At least Jim Marrs and Joseph Farrell certainly think so (NOTE: Subscribers can still listen to this provocative show)! If this is the case, then perhaps we shouldn’t get too excited about democratic movements like the "Arab Spring," since they may consist of simply putting a new big business in the place of the current one now ruling these countries.
In the Guardian Weekly, Gary Younge writes about the situation in the UK, but it certainly sounds familiar to those of us in the US: "The basic assumption about electoral politics in a democracy is that the process connects popular will to political power. In the absence of that fundamental assurance, disaffection and the cynicism that comes with it are almost inevitable. Elections become discussions not about who or what will or could change, but just who will win, and politicians become performers, embraced for their ability to articulate the concerns of the electorate without any real sense that they might meaningfully address them.

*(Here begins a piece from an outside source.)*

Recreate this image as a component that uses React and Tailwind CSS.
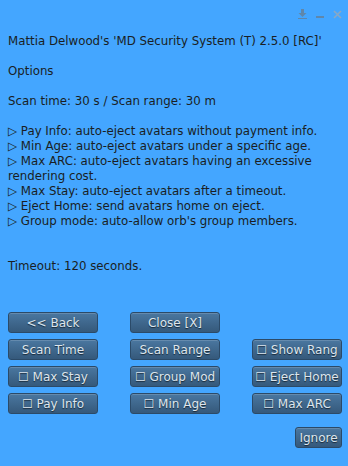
import React from "react";

const lines = [
  "Pay Info: auto-eject avatars without payment info.",
  "Min Age: auto-eject avatars under a specific age.",
  "Max ARC: auto-eject avatars having an excessive rendering cost.",
  "Max Stay: auto-eject avatars after a timeout.",
  "Eject Home: send avatars home on eject.",
  "Group mode: auto-allow orb's group members.",
];

const rows = [
  ["<< Back", "Close [X]", null],
  ["Scan Time", "Scan Range", "☐ Show Rang"],
  ["☐ Max Stay", "☐ Group Mod", "☐ Eject Home"],
  ["☐ Pay Info", "☐ Min Age", "☐ Max ARC"],
];

const Btn = ({ label, className = "" }) => (
  <button
    className={
      "h-[21px] overflow-hidden whitespace-nowrap rounded-[3px] border border-[#2b4a68] bg-gradient-to-b from-[#4a77a0] to-[#35597b] text-[12px] leading-none text-[#dde6ee] [text-shadow:0_1px_1px_rgba(0,0,0,0.6)] shadow-[inset_0_1px_0_rgba(255,255,255,0.15)] " +
      className
    }
  >
    {label}
  </button>
);

const App = () => {
  return (
    <div
      className="flex h-[466px] w-[348px] flex-col bg-[#44a6ff] text-[#1a1e24]"
      style={{ fontFamily: "'DejaVu Sans', sans-serif" }}
    >
      {/* title bar icons */}
      <div className="flex h-[26px] items-center justify-end gap-[9px] pr-[6px] pt-[2px]">
        <svg width="9" height="10" viewBox="0 0 9 10">
          <path d="M3 0h3v4h2.5L4.5 8 0.5 4H3z" fill="#5f87ab" />
          <rect x="0" y="9" width="9" height="1" fill="#5f87ab" />
        </svg>
        <svg width="8" height="10" viewBox="0 0 8 10">
          <rect x="0" y="7" width="8" height="2" fill="#5f87ab" />
        </svg>
        <svg width="9" height="9" viewBox="0 0 9 9">
          <path d="M1 1l7 7M8 1l-7 7" stroke="#8aa8c4" strokeWidth="1.6" />
        </svg>
      </div>

      {/* message */}
      <div className="px-[8px] pt-[8px] text-[11.8px] leading-[15px]">
        <p>Mattia Delwood's 'MD Security System (T) 2.5.0 [RC]'</p>
        <p className="mt-[15px]">Options</p>
        <p className="mt-[15px]">Scan time: 30 s / Scan range: 30 m</p>
        <div className="mt-[15px]">
          {lines.map((l) => (
            <p key={l}>{"▷ " + l}</p>
          ))}
        </div>
        <p className="mt-[30px]">Timeout: 120 seconds.</p>
      </div>

      {/* buttons */}
      <div className="mt-[38px] flex flex-col gap-[6px] px-[8px]">
        {rows.map((r, i) => (
          <div key={i} className="grid grid-cols-[90px_90px_90px] gap-x-[32px]">
            {r.map((b, j) => (b ? <Btn key={j} label={b} /> : <div key={j} />))}
          </div>
        ))}
      </div>
      <div className="mt-[13px] flex justify-end px-[6px]">
        <Btn label="Ignore" className="w-[47px]" />
      </div>
    </div>
  );
};

export default App;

"In the gap between democratic aspirations and the stasis of the political class, legitimate resentments fester. Where solutions are needed, scapegoats are offered. With a handful of exceptions (including the US) voter turnout is falling across the globe while confidence in electoral politics is fading. According to a Gallup poll from 2002, majorities on every continent believe governments do not represent the will of the people."

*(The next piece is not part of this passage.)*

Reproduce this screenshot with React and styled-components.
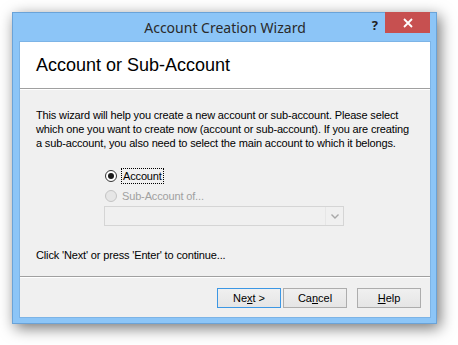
import React from "react"
import styled, { createGlobalStyle } from "styled-components"

const GlobalStyle = createGlobalStyle`
  html, body {
    margin: 0;
    background: #ffffff;
  }
`

const Desktop = styled.div`
  padding: 12px 0 0 12px;
  height: 345px;
  box-sizing: border-box;
`

const Window = styled.div`
  width: 425px;
  height: 312px;
  box-sizing: border-box;
  display: flex;
  flex-direction: column;
  background: #8cc5f7;
  border: 1px solid #6aa3d8;
  padding: 0 6px 6px 7px;
  box-shadow: 3px 4px 14px rgba(0, 0, 0, 0.55);
`

const TitleBar = styled.div`
  height: 29px;
  flex: none;
  display: flex;
  align-items: center;
  justify-content: center;
  position: relative;
  font-family: "Noto Sans", "Open Sans", sans-serif;
  font-size: 14px;
  color: #2a2a2a;
`

const HelpGlyph = styled.span`
  position: absolute;
  right: 52px;
  top: 3px;
  font-family: "Noto Sans", sans-serif;
  font-weight: 700;
  font-size: 13px;
  color: #222;
`

const CloseButton = styled.div`
  position: absolute;
  right: 0;
  top: -1px;
  width: 45px;
  height: 21px;
  background: #c75050;
  display: flex;
  align-items: center;
  justify-content: center;
`

const Client = styled.div`
  flex: 1;
  display: flex;
  flex-direction: column;
  background: #f0f0f0;
  box-shadow: 0 0 0 1px #7db4e6;
  font-family: "Liberation Sans", Arial, sans-serif;
  font-size: 11px;
  letter-spacing: -0.15px;
  color: #000;
`

const Header = styled.div`
  height: 46px;
  flex: none;
  background: #ffffff;
  display: flex;
  align-items: center;
  padding-left: 16px;
  font-size: 18px;
  letter-spacing: 0;
`

const Divider = styled.div`
  height: 1px;
  flex: none;
  background: #a0a0a0;
  border-bottom: 1px solid #ffffff;
`

const Body = styled.div`
  flex: 1;
  padding: 18px 0 0 16px;
`

const Intro = styled.p`
  margin: 0;
  line-height: 14px;
  white-space: nowrap;
`

const Choices = styled.div`
  margin: 18px 0 0 69px;
  display: flex;
  flex-direction: column;
  gap: 4px;
`

const Choice = styled.label`
  display: flex;
  align-items: center;
  gap: 5px;
  height: 16px;
  color: ${(p) => (p.disabled ? "#a0a0a0" : "#000")};
`

const RadioDot = styled.span`
  width: 12px;
  height: 12px;
  box-sizing: border-box;
  border-radius: 50%;
  border: 1px solid ${(p) => (p.disabled ? "#c4c4c4" : "#333")};
  background: ${(p) => (p.disabled ? "#e6e6e6" : "#fff")};
  display: flex;
  align-items: center;
  justify-content: center;
  &::after {
    content: "";
    width: 6px;
    height: 6px;
    border-radius: 50%;
    background: ${(p) => (p.checked ? "#1a1a1a" : "transparent")};
  }
`

const FocusLabel = styled.span`
  outline: 1px dotted #000;
  padding: 0 1px;
  line-height: 14px;
`

const Combo = styled.div`
  width: 240px;
  height: 20px;
  box-sizing: border-box;
  margin: -2px 0 0 -1px;
  border: 1px solid #d5d5d5;
  background: #f0f0f0;
  display: flex;
  justify-content: flex-end;
  align-items: center;
`

const ComboArrow = styled.div`
  width: 17px;
  height: 18px;
  border-left: 1px solid #e6e6e6;
  display: flex;
  align-items: center;
  justify-content: center;
`

const Hint = styled.p`
  margin: 23px 0 0;
`

const Footer = styled.div`
  height: 38px;
  flex: none;
  display: flex;
  align-items: center;
  justify-content: flex-end;
  padding-right: 9px;
  padding-top: 1px;
  gap: 2px;
`

const Button = styled.button`
  width: 64px;
  height: 20px;
  margin-left: ${(p) => (p.$spaced ? "8px" : "0")};
  box-sizing: border-box;
  border: 1px solid ${(p) => (p.$default ? "#3c97e4" : "#adadad")};
  background: linear-gradient(#f0f0f0, #e5e5e5);
  font-family: "Liberation Sans", Arial, sans-serif;
  font-size: 11px;
  color: #000;
  padding: 0;
  u {
    text-decoration: underline;
  }
`

function Close() {
  return (
    <svg width="10" height="10" viewBox="0 0 10 10">
      <path d="M1 1 L9 9 M9 1 L1 9" stroke="#fff" strokeWidth="1.8" />
    </svg>
  )
}

function Chevron() {
  return (
    <svg width="8" height="5" viewBox="0 0 8 5">
      <path d="M0.5 0.5 L4 4 L7.5 0.5" stroke="#a8a8a8" strokeWidth="1.4" fill="none" />
    </svg>
  )
}

export default function App() {
  return (
    <Desktop>
      <GlobalStyle />
      <Window>
        <TitleBar>
          Account Creation Wizard
          <HelpGlyph>?</HelpGlyph>
          <CloseButton>
            <Close />
          </CloseButton>
        </TitleBar>
        <Client>
          <Header>Account or Sub-Account</Header>
          <Divider />
          <Body>
            <Intro>
              This wizard will help you create a new account or sub-account. Please select
              <br />
              which one you want to create now (account or sub-account). If you are creating
              <br />
              a sub-account, you also need to select the main account to which it belongs.
            </Intro>
            <Choices>
              <Choice>
                <RadioDot checked />
                <FocusLabel>Account</FocusLabel>
              </Choice>
              <Choice disabled>
                <RadioDot disabled />
                Sub-Account of...
              </Choice>
              <Combo>
                <ComboArrow>
                  <Chevron />
                </ComboArrow>
              </Combo>
            </Choices>
            <Hint>Click 'Next' or press 'Enter' to continue...</Hint>
          </Body>
          <Divider />
          <Footer>
            <Button $default>
              Ne<u>x</u>t &gt;
            </Button>
            <Button>
              Ca<u>n</u>cel
            </Button>
            <Button $spaced>
              <u>H</u>elp
            </Button>
          </Footer>
        </Client>
      </Window>
    </Desktop>
  )
}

Younge quotes economist Benjamin Barber as saying, "By many measures, corporations are more central players in global affairs than nations. We call them multinational but they are more accurately understood as postnational, transnational or even anti-national. For they abjure the very idea of nations or any other parochialism that limits them in time or space."

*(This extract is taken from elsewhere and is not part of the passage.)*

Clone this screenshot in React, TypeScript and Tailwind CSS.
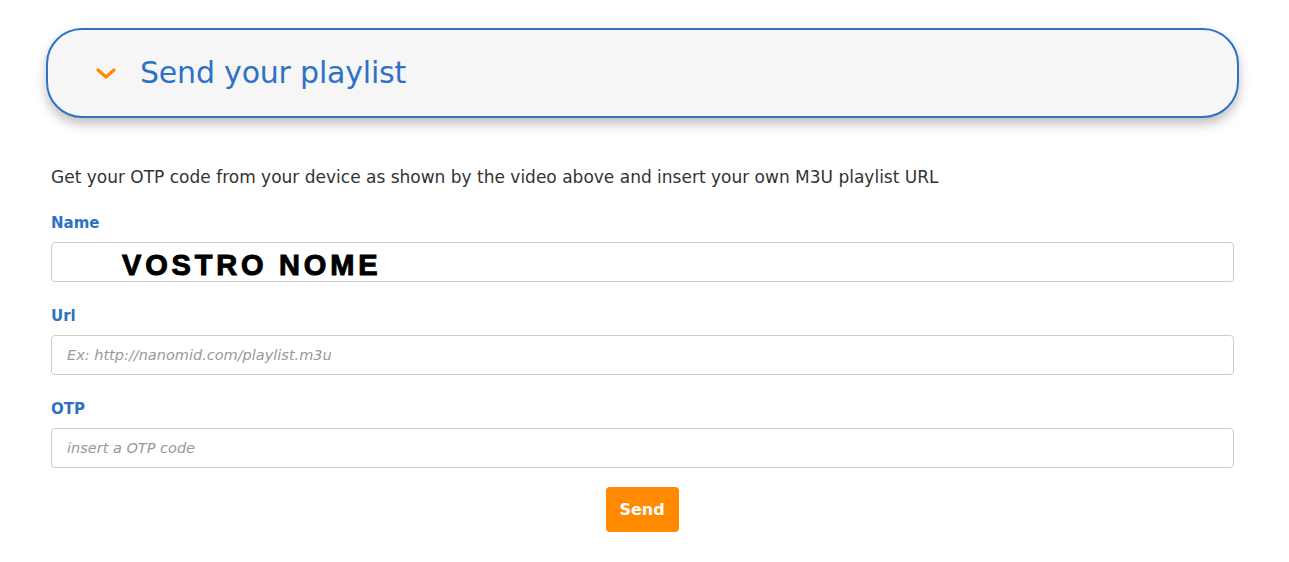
import React from "react";

const App: React.FC = () => {
  return (
    <div
      className="min-h-screen bg-white text-[#333] pt-[28px]"
      style={{ fontFamily: "'DejaVu Sans', Verdana, sans-serif" }}
    >
      <div className="px-[46px] w-[1285px]">
        {/* Header */}
        <div className="h-[90px] rounded-[36px] border-2 border-[#2f72c4] bg-[#f6f6f6] shadow-[0_6px_12px_rgba(0,0,0,0.25)] flex items-center pl-[47px]">
          <svg width="22" height="14" viewBox="0 0 22 14" className="mr-[23px] mt-[2px]">
            <path
              d="M3 3l8 7 8-7"
              fill="none"
              stroke="#ff8a00"
              strokeWidth="3.2"
              strokeLinecap="round"
              strokeLinejoin="round"
            />
          </svg>
          <h2 className="text-[30px] text-[#2f72c4] tracking-[-0.2px] leading-none">
            Send your playlist
          </h2>
        </div>
      </div>

      {/* Form */}
      <div className="pl-[51px] pr-[55px] pt-[49px]">
        <p className="text-[17px] leading-[20px]">
          Get your OTP code from your device as shown by the video above and insert your own M3U playlist URL
        </p>

        <label className="block mt-[26px] text-[15px] font-bold text-[#2f72c4] leading-[20px]">
          Name
        </label>
        <div className="mt-[9px] h-[40px] border border-[#ccc] rounded-[4px] flex items-center overflow-hidden">
          <span
            className="ml-[70px] mt-[6px] text-[29px] font-black text-black leading-none tracking-[3.8px]"
            style={{ fontFamily: "'Liberation Sans', Arial, sans-serif", WebkitTextStroke: "1px #000" }}
          >
            VOSTRO NOME
          </span>
        </div>

        <label className="block mt-[24px] text-[15px] font-bold text-[#2f72c4] leading-[20px]">
          Url
        </label>
        <input
          className="mt-[9px] block w-full h-[40px] border border-[#ccc] rounded-[4px] px-[15px] text-[14.5px] italic outline-none placeholder:text-[#999]"
          placeholder="Ex: http://nanomid.com/playlist.m3u"
        />

        <label className="block mt-[24px] text-[15px] font-bold text-[#2f72c4] leading-[20px]">
          OTP
        </label>
        <input
          className="mt-[9px] block w-full h-[40px] border border-[#ccc] rounded-[4px] px-[15px] text-[14.5px] italic outline-none placeholder:text-[#999]"
          placeholder="insert a OTP code"
        />

        <div className="flex justify-center mt-[19px] pr-[1px]">
          <button className="w-[73px] h-[45px] rounded-[4px] bg-[#ff8a00] text-white text-[16px] font-semibold">
            Send
          </button>
        </div>
      </div>
    </div>
  );
};

export default App;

Younge gives a startling example of this. Despite our avowed concern for Haiti, and the constant news footage of suffering people that was shown after last year’s earthquake there, "A series of articles based on the WikiLeaks cables by a Haitian paper, Haiti Liberte, in collaboration with the US magazine the Nation , revealed how the US lobbied alongside factory owners, including contractors for some of the priciest jeans and underwear in the west, to force the 38 cents an hour rate in the poorest nation in the western hemisphere even lower. They pressured the former Haitian president, Rene Preval, to undermine the popular democratic will in the interests of greater profits for garment manufacturers."